--- Task details ---
Take every line where the string "index" appears and copy it.

▬▬▬

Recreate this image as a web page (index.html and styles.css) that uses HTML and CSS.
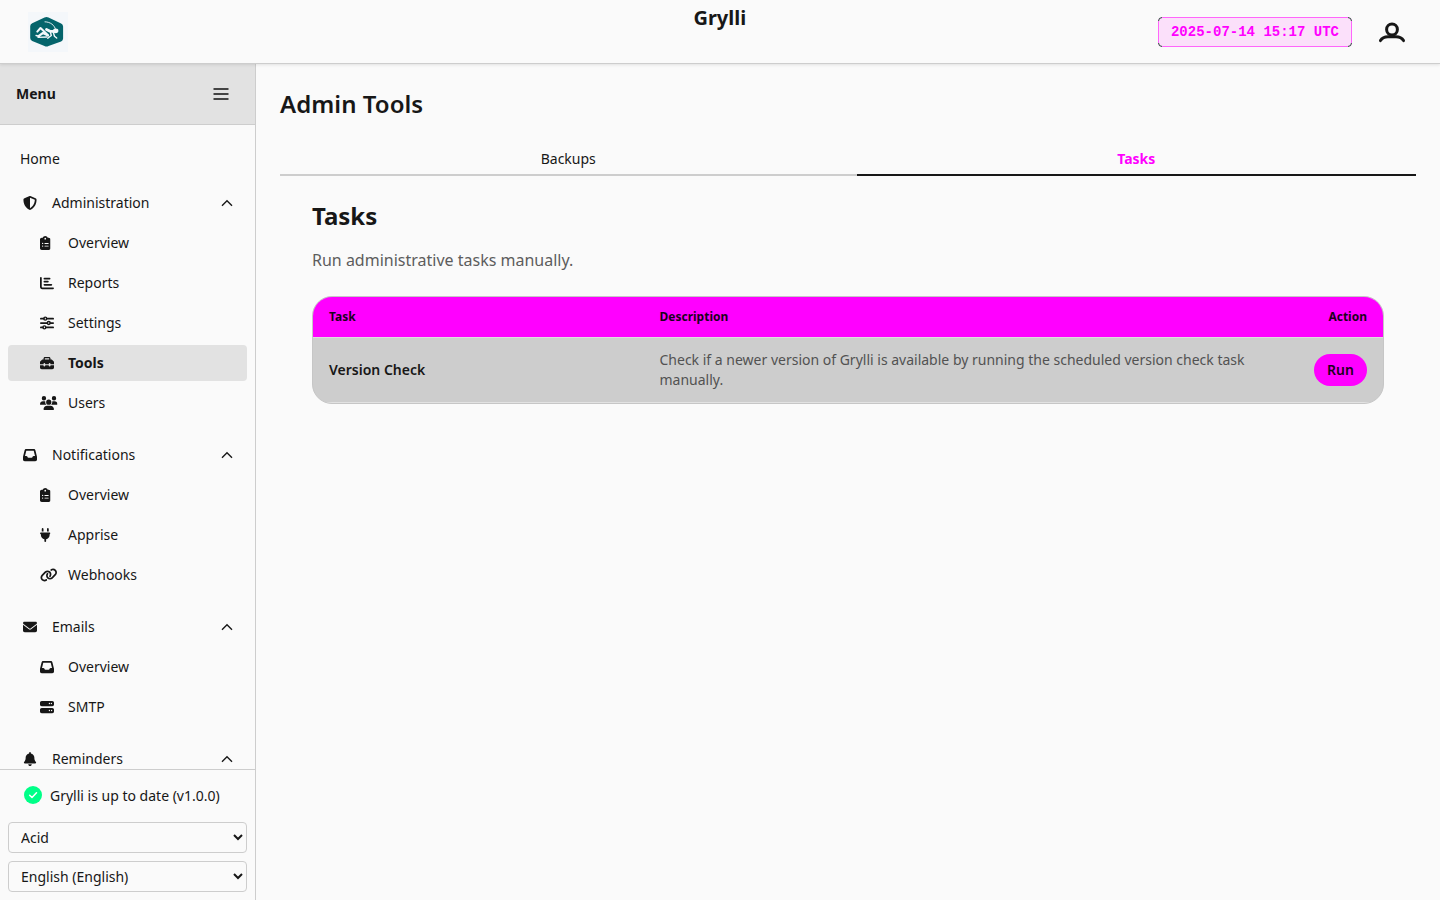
FILE: index.html
```html
<!DOCTYPE html>
<html lang="en">
<head>
<meta charset="utf-8">
<title>Grylli</title>
<link rel="stylesheet" href="styles.css">
</head>
<body>
<svg class="defs" width="0" height="0" aria-hidden="true">
  <symbol id="shield" viewBox="0 0 512 512"><path d="M256 0c4.600 0 9.200 1 13.400 2.900L457.700 82.800c22 9.300 38.400 31 38.300 57.200c-.5 99.200-41.300 280.700-213.600 363.200c-16.700 8-36.100 8-52.800 0C57.300 420.700 16.500 239.200 16 140c-.1-26.200 16.300-47.900 38.300-57.200L242.700 2.900C246.800 1 251.400 0 256 0zm0 66.800V444.800C394 378 431.100 230.100 432 141.400L256 66.800z"/></symbol>
  <symbol id="clip" viewBox="0 0 384 512"><path fill-rule="evenodd" d="M192 0c-41.800 0-77.400 26.700-90.500 64H64C28.700 64 0 92.700 0 128V448c0 35.300 28.700 64 64 64H320c35.300 0 64-28.700 64-64V128c0-35.300-28.700-64-64-64H282.500C269.400 26.700 233.800 0 192 0zm0 64a32 32 0 1 1 0 64 32 32 0 1 1 0-64zM72 272a24 24 0 1 1 48 0 24 24 0 1 1-48 0zm104-16H304c8.800 0 16 7.200 16 16s-7.200 16-16 16H176c-8.800 0-16-7.200-16-16s7.200-16 16-16zM72 368a24 24 0 1 1 48 0 24 24 0 1 1-48 0zm88 0c0-8.800 7.200-16 16-16H304c8.800 0 16 7.200 16 16s-7.200 16-16 16H176c-8.800 0-16-7.200-16-16z"/></symbol>
  <symbol id="chart" viewBox="0 0 512 512"><path d="M32 32c17.700 0 32 14.300 32 32V400c0 8.800 7.200 16 16 16H480c17.700 0 32 14.300 32 32s-14.300 32-32 32H80c-44.200 0-80-35.800-80-80V64C0 46.300 14.300 32 32 32zm96 64c0-17.700 14.300-32 32-32H352c17.700 0 32 14.300 32 32s-14.300 32-32 32H160c-17.700 0-32-14.300-32-32zm32 80H288c17.700 0 32 14.300 32 32s-14.300 32-32 32H160c-17.700 0-32-14.300-32-32s14.300-32 32-32zm0 112H416c17.700 0 32 14.300 32 32s-14.300 32-32 32H160c-17.700 0-32-14.300-32-32s14.300-32 32-32z"/></symbol>
  <symbol id="sliders" viewBox="0 0 512 512"><g fill="none" stroke="currentColor" stroke-width="64" stroke-linecap="round"><path d="M32 96h110M242 96h238M32 256h238M370 256h110M32 416h78M210 416h270"/><g stroke-width="48"><circle cx="192" cy="96" r="54"/><circle cx="320" cy="256" r="54"/><circle cx="160" cy="416" r="54"/></g></g></symbol>
  <symbol id="toolbox" viewBox="0 0 512 512"><path d="M176 88v40H336V88c0-4.400-3.600-8-8-8H184c-4.400 0-8 3.600-8 8zm-48 40V88c0-30.900 25.100-56 56-56H328c30.900 0 56 25.100 56 56v40h28.100c12.700 0 24.900 5.100 33.900 14.100l51.900 51.900c9 9 14.100 21.200 14.100 33.900V304H384V288c0-17.700-14.300-32-32-32s-32 14.300-32 32v16H192V288c0-17.700-14.300-32-32-32s-32 14.300-32 32v16H0V227.900c0-12.700 5.100-24.900 14.100-33.900l51.900-51.900c9-9 21.200-14.100 33.900-14.100H128zM0 416V336H128v16c0 17.700 14.300 32 32 32s32-14.300 32-32V336H320v16c0 17.700 14.300 32 32 32s32-14.300 32-32V336H512v80c0 35.300-28.700 64-64 64H64c-35.300 0-64-28.700-64-64z"/></symbol>
  <symbol id="users" viewBox="0 0 640 512"><path d="M144 0a80 80 0 1 1 0 160A80 80 0 1 1 144 0zM512 0a80 80 0 1 1 0 160A80 80 0 1 1 512 0zM0 298.700C0 239.800 47.800 192 106.700 192h42.700c15.900 0 31 3.500 44.600 9.700c-1.300 7.200-1.900 14.700-1.900 22.300c0 38.200 16.800 72.500 43.300 96H21.300C9.600 320 0 310.400 0 298.700zM405.300 320h-.7c26.600-23.500 43.300-57.800 43.300-96c0-7.600-.7-15-1.900-22.300c13.600-6.300 28.700-9.700 44.600-9.700h42.700C592.200 192 640 239.800 640 298.700c0 11.800-9.600 21.300-21.300 21.300H405.300zM224 224a96 96 0 1 1 192 0 96 96 0 1 1-192 0zM128 485.300C128 411.700 187.700 352 261.300 352H378.700C452.300 352 512 411.700 512 485.300c0 14.700-11.900 26.700-26.700 26.700H154.700c-14.700 0-26.700-11.900-26.700-26.700z"/></symbol>
  <symbol id="inbox" viewBox="0 0 512 512"><path d="M121 32C91.600 32 66 52 58.900 80.500L1.900 308.400C.6 313.500 0 318.700 0 323.900V416c0 35.300 28.700 64 64 64H448c35.300 0 64-28.700 64-64V323.900c0-5.200-.6-10.400-1.900-15.500l-57-227.900C446 52 420.400 32 391 32H121zm0 64H391l48 192H387.800c-12.100 0-23.200 6.800-28.600 17.700l-14.300 28.600c-5.400 10.800-16.500 17.700-28.600 17.700H195.800c-12.100 0-23.200-6.800-28.600-17.700l-14.300-28.600c-5.400-10.800-16.500-17.700-28.600-17.700H73L121 96z"/></symbol>
  <symbol id="plug" viewBox="0 0 384 512"><path d="M96 0C78.300 0 64 14.300 64 32v96h64V32c0-17.700-14.300-32-32-32zM288 0c-17.700 0-32 14.300-32 32v96h64V32c0-17.700-14.300-32-32-32zM32 160c-17.700 0-32 14.300-32 32s14.300 32 32 32v32c0 77.400 55 142 128 156.800V480c0 17.700 14.300 32 32 32s32-14.300 32-32V412.800C297 398 352 333.400 352 256V224c17.700 0 32-14.300 32-32s-14.300-32-32-32H32z"/></symbol>
  <symbol id="link" viewBox="0 0 640 512"><path d="M579.800 267.700c56.500-56.500 56.500-148 0-204.500c-50-50-128.800-56.500-186.300-15.400l-1.600 1.100c-14.400 10.300-17.700 30.300-7.400 44.600s30.300 17.700 44.600 7.400l1.600-1.100c32.100-22.900 76-19.300 103.800 8.600c31.500 31.500 31.500 82.500 0 114L422.300 334.800c-31.500 31.500-82.500 31.500-114 0c-27.900-27.900-31.500-71.800-8.600-103.800l1.100-1.600c10.300-14.400 6.900-34.400-7.400-44.600s-34.400-6.900-44.600 7.400l-1.100 1.600C206.500 251.200 213 330 263 380c56.500 56.500 148 56.500 204.500 0L579.800 267.700zM60.200 244.300c-56.500 56.500-56.500 148 0 204.500c50 50 128.800 56.500 186.300 15.400l1.600-1.100c14.400-10.300 17.700-30.300 7.400-44.600s-30.300-17.700-44.600-7.400l-1.600 1.100c-32.100 22.900-76 19.300-103.800-8.600C74 372 74 321 105.500 289.500L217.700 177.200c31.500-31.500 82.500-31.500 114 0c27.900 27.900 31.500 71.800 8.600 103.900l-1.100 1.600c-10.300 14.400-6.900 34.400 7.400 44.600s34.400 6.900 44.600-7.400l1.100-1.600C433.500 260.800 427 182 377 132c-56.500-56.500-148-56.500-204.500 0L60.200 244.300z"/></symbol>
  <symbol id="mail" viewBox="0 0 512 512"><path d="M48 64C21.500 64 0 85.500 0 112c0 15.100 7.100 29.300 19.200 38.400L236.800 313.600c11.400 8.500 27 8.500 38.400 0L492.800 150.400c12.100-9.100 19.200-23.300 19.200-38.400c0-26.500-21.500-48-48-48H48zM0 176V384c0 35.300 28.700 64 64 64H448c35.300 0 64-28.700 64-64V176L294.400 339.200c-22.800 17.100-54 17.100-76.800 0L0 176z"/></symbol>
  <symbol id="server" viewBox="0 0 512 512"><path fill-rule="evenodd" d="M64 32C28.700 32 0 60.700 0 96v64c0 35.300 28.700 64 64 64H448c35.300 0 64-28.700 64-64V96c0-35.300-28.700-64-64-64H64zm280 72a24 24 0 1 1 0 48 24 24 0 1 1 0-48zm48 24a24 24 0 1 1 48 0 24 24 0 1 1-48 0zM64 288c-35.300 0-64 28.700-64 64v64c0 35.300 28.700 64 64 64H448c35.300 0 64-28.700 64-64V352c0-35.300-28.700-64-64-64H64zm280 72a24 24 0 1 1 0 48 24 24 0 1 1 0-48zm56 24a24 24 0 1 1 48 0 24 24 0 1 1-48 0z"/></symbol>
  <symbol id="bell" viewBox="0 0 448 512"><path d="M224 0c-17.700 0-32 14.300-32 32V51.200C119 66 64 130.600 64 208v18.800c0 47-17.300 92.400-48.500 127.600l-7.400 8.300c-8.400 9.400-10.400 22.900-5.300 34.400S19.400 416 32 416H416c12.600 0 24-7.400 29.200-18.900s3.100-25-5.300-34.400l-7.400-8.300C401.300 319.200 384 273.900 384 226.800V208c0-77.400-55-142-128-156.800V32c0-17.700-14.300-32-32-32zm45.300 493.300c12-12 18.700-28.300 18.700-45.300H160c0 17 6.700 33.300 18.700 45.300s28.300 18.700 45.300 18.700s33.300-6.700 45.300-18.700z"/></symbol>
  <symbol id="up" viewBox="0 0 12 12"><path d="M1 8.700 6 3.700 11 8.700" fill="none" stroke="currentColor" stroke-width="1.400"/></symbol>
</svg>

<header class="topbar">
  <svg class="logo" viewBox="0 0 40 40"><path fill="#f4f7fa" d="M0 0h40v40H0z"/><path fill="#04646b" d="M16.500 5.400q2-1 4 0l12.600 6q2 1 2 3v12q0 2-2 3L20.500 34q-2 1-4 0L4.200 29q-2-1-2-3V14.200q0-2 2-3z"/><g fill="none" stroke="#f4f7fa" stroke-linecap="round" stroke-linejoin="round"><path stroke-width="2" d="M9.300 19.600l3.200-3.600 7.300 7"/><path stroke-width="2.200" d="M10.500 24.100l4.500-3.100 5 2.500"/><path stroke-width="1.300" d="M10 25.300l9-.3M8 23.500l3.500.8"/><path stroke-width="2.800" d="M18.500 17.500l3.500 1.700 4 .3"/><path stroke-width="1.400" d="M22.500 20.500l.8 3-3.500 2.800M25.500 21l1 3.200 2.200 1.800"/><path stroke-width=".9" d="M17 9.800c5.500.2 9.500 3.200 10.700 8"/></g><ellipse cx="27.700" cy="18.800" rx="2.700" ry="2.400" fill="#f4f7fa"/></svg>
  <h1 class="brand">Grylli</h1>
  <div class="topbar-right">
    <div class="clock">2025-07-14 15:17 UTC</div>
    <svg class="avatar" viewBox="0 0 28 22"><g fill="none" stroke="currentColor"><circle cx="14" cy="7.500" r="5.400" stroke-width="3"/><path stroke-width="3" stroke-linecap="round" d="M2.500 18.600C4 16 7 14.800 10 14.800h8c3 0 6 1.200 7.500 3.800"/></g></svg>
  </div>
</header>
<div class="shell">
  <aside class="sidebar">
    <div class="menu-head"><span>Menu</span><svg class="burger" viewBox="0 0 16 14"><path d="M.5 2h15M.5 7h15M.5 12h15" stroke="currentColor" stroke-width="1.800"/></svg></div>
    <nav class="nav">
      <a class="item home">Home</a>
      <section class="group">
        <div class="item head"><svg class="ico"><use href="#shield"/></svg><span>Administration</span><svg class="chev"><use href="#up"/></svg></div>
        <a class="item sub"><svg class="ico narrow"><use href="#clip"/></svg><span>Overview</span></a>
        <a class="item sub"><svg class="ico"><use href="#chart"/></svg><span>Reports</span></a>
        <a class="item sub"><svg class="ico"><use href="#sliders"/></svg><span>Settings</span></a>
        <a class="item sub active"><svg class="ico"><use href="#toolbox"/></svg><span>Tools</span></a>
        <a class="item sub"><svg class="ico wide"><use href="#users"/></svg><span>Users</span></a>
      </section>
      <section class="group">
        <div class="item head"><svg class="ico"><use href="#inbox"/></svg><span>Notifications</span><svg class="chev"><use href="#up"/></svg></div>
        <a class="item sub"><svg class="ico narrow"><use href="#clip"/></svg><span>Overview</span></a>
        <a class="item sub"><svg class="ico narrow"><use href="#plug"/></svg><span>Apprise</span></a>
        <a class="item sub"><svg class="ico wide"><use href="#link"/></svg><span>Webhooks</span></a>
      </section>
      <section class="group">
        <div class="item head"><svg class="ico"><use href="#mail"/></svg><span>Emails</span><svg class="chev"><use href="#up"/></svg></div>
        <a class="item sub"><svg class="ico"><use href="#inbox"/></svg><span>Overview</span></a>
        <a class="item sub"><svg class="ico"><use href="#server"/></svg><span>SMTP</span></a>
      </section>
      <section class="group">
        <div class="item head"><svg class="ico"><use href="#bell"/></svg><span>Reminders</span><svg class="chev"><use href="#up"/></svg></div>
      </section>
    </nav>
    <div class="side-foot">
      <div class="version"><svg class="check" viewBox="0 0 18 18"><circle cx="9" cy="9" r="9" fill="#00ff88"/><path d="M5.700 9.200l2.300 2.300 4.500-4.700" fill="none" stroke="#fff" stroke-width="1.500" stroke-linecap="round" stroke-linejoin="round"/></svg><span>Grylli is up to date (v1.0.0)</span></div>
      <select class="pick"><option>Acid</option></select>
      <select class="pick"><option>English (English)</option></select>
    </div>
  </aside>
  <main class="main">
    <h2 class="page-title">Admin Tools</h2>
    <div class="tabs"><a class="tab">Backups</a><a class="tab selected">Tasks</a></div>
    <div class="panel">
      <h2 class="panel-title">Tasks</h2>
      <p class="lead">Run administrative tasks manually.</p>
      <div class="table">
        <div class="row thead"><span>Task</span><span>Description</span><span class="end">Action</span></div>
        <div class="row tbody"><span class="task">Version Check</span><span class="desc">Check if a newer version of Grylli is available by running the scheduled version check task manually.</span><span class="end"><button class="run">Run</button></span></div>
      </div>
    </div>
  </main>
</div>
</body>
</html>
```

FILE: styles.css
```css
* { box-sizing: border-box; }
body {
  margin: 0;
  height: 900px;
  overflow: hidden;
  display: flex;
  flex-direction: column;
  background: #fafafa;
  color: #171717;
  font: 14px/20px "Noto Sans", sans-serif;
}
h1, h2, p { margin: 0; }
svg { display: block; flex: none; fill: currentColor; }
.defs { position: absolute; }

.topbar {
  position: relative;
  z-index: 1;
  flex: none;
  height: 64px;
  display: grid;
  grid-template-columns: 1fr auto 1fr;
  padding: 0 32px 0 28px;
  border-bottom: 1px solid #cdcdcd;
  box-shadow: 0 1px 3px rgba(0, 0, 0, .1);
}
.logo { width: 40px; height: 40px; margin-top: 12px; }
.brand { font-size: 20px; line-height: 28px; font-weight: 700; margin: 4px -1.800px 0 1.800px; }
.topbar-right { display: flex; justify-content: flex-end; align-items: flex-start; gap: 26px; }
.clock {
  position: relative;
  margin-top: 17px;
  height: 30px;
  padding: 4px 12px;
  border: 1px solid #ff66fb;
  border-radius: 4px;
  background: #fbe0fa;
  color: #f0f;
  font: 700 14px/20px "Liberation Mono", monospace;
}
/* dark ticks at the rounded corners */
.clock::after {
  content: "";
  position: absolute;
  inset: -1px;
  border: 1px solid #1c6b2c;
  border-radius: 4px;
  mask:
    linear-gradient(#000, #000) 0 0 / 4px 4px no-repeat,
    linear-gradient(#000, #000) 100% 0 / 4px 4px no-repeat,
    linear-gradient(#000, #000) 0 100% / 4px 4px no-repeat,
    linear-gradient(#000, #000) 100% 100% / 4px 4px no-repeat;
}
.avatar { width: 28px; height: 22px; margin: 22px 2px 0 0; }

.shell { flex: 1; min-height: 0; display: flex; }
.sidebar {
  width: 256px;
  flex: none;
  display: flex;
  flex-direction: column;
  border-right: 1px solid #cdcdcd;
}
.menu-head {
  flex: none;
  height: 61px;
  display: flex;
  align-items: center;
  justify-content: space-between;
  padding: 0 26px 0 16px;
  background: #e2e2e2;
  border-bottom: 1px solid #cdcdcd;
  font-weight: 700;
}
.burger { width: 16px; height: 14px; color: #444; }
.nav { flex: 1; min-height: 0; overflow: hidden; padding: 16px 8px 0; }
.item { height: 36px; display: flex; align-items: center; padding: 0 12px; border-radius: 4px; }
.home { margin-bottom: 8px; }
.group { display: flex; flex-direction: column; gap: 4px; margin-bottom: 16px; }
.head { padding: 0 14px; gap: 15px; }
.chev { width: 12px; height: 12px; margin-left: auto; }
.sub { padding-left: 32px; }
.ico { width: 14px; height: 14px; margin-left: 1px; }
.sub .ico { margin-left: 0; margin-right: 14px; }
.sub .narrow { width: 10.500px; margin-right: 17.500px; }
.sub .wide { width: 17.500px; margin-right: 10.500px; }
.active { background: #e2e2e2; font-weight: 700; }

.side-foot {
  flex: none;
  height: 131px;
  display: flex;
  flex-direction: column;
  gap: 8px;
  padding: 16px 8px 8px;
  border-top: 1px solid #cdcdcd;
}
.version { flex: 1; display: flex; align-items: flex-start; gap: 8px; padding-left: 16px; }
.check { width: 18px; height: 18px; }
.pick {
  height: 31px;
  width: 239px;
  padding: 4px 0 4px 8px;
  border: 1px solid #cdcdcd;
  border-radius: 4px;
  background: #fafafa;
  color: inherit;
  font: inherit;
}

.main { flex: 1; padding: 24px; }
.page-title, .panel-title { font-size: 24px; line-height: 32px; font-weight: 600; }
.page-title { letter-spacing: .04px; }
.tabs { display: grid; grid-template-columns: 577px 1fr; margin-top: 24px; }
.tab { height: 32px; padding: 5px .5px 0 0; text-align: center; border-bottom: 2px solid #cdcdcd; }
.selected { border-color: #171717; color: #f0f; font-weight: 700; }
.panel { padding: 24px 32px; }
.panel-title { font-weight: 700; }
.lead { margin-top: 16px; font-size: 16px; line-height: 24px; color: #5d5d5d; }
.table {
  margin-top: 24px;
  border: 1px solid #c6c6c6;
  border-radius: 20px;
  overflow: hidden;
  background: #cdcdcd;
}
.row { display: grid; grid-template-columns: 330.500px 1fr 84px; align-items: center; }
.row > span { padding-left: 16px; }
.row > .end { padding: 0 16px 0 0; text-align: right; }
.thead { height: 40px; background: #f0f; font-size: 12px; font-weight: 700; color: #1b001b; }
.tbody { height: 66px; border-top: 1px solid #dedede; border-bottom: 1px solid #e2e2e2; }
.task { font-weight: 600; }
.desc { color: #525252; }
.run {
  width: 53px;
  height: 32px;
  padding: 0;
  border: 0;
  border-radius: 16px;
  background: #f0f;
  color: #1b001b;
  font: 600 14px/20px "Noto Sans", sans-serif;
}
```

▬▬▬

--- Exercise answer ---
Recreate this image as a web page (index.html and styles.css) that uses HTML and CSS.
FILE: index.html
  z-index: 1;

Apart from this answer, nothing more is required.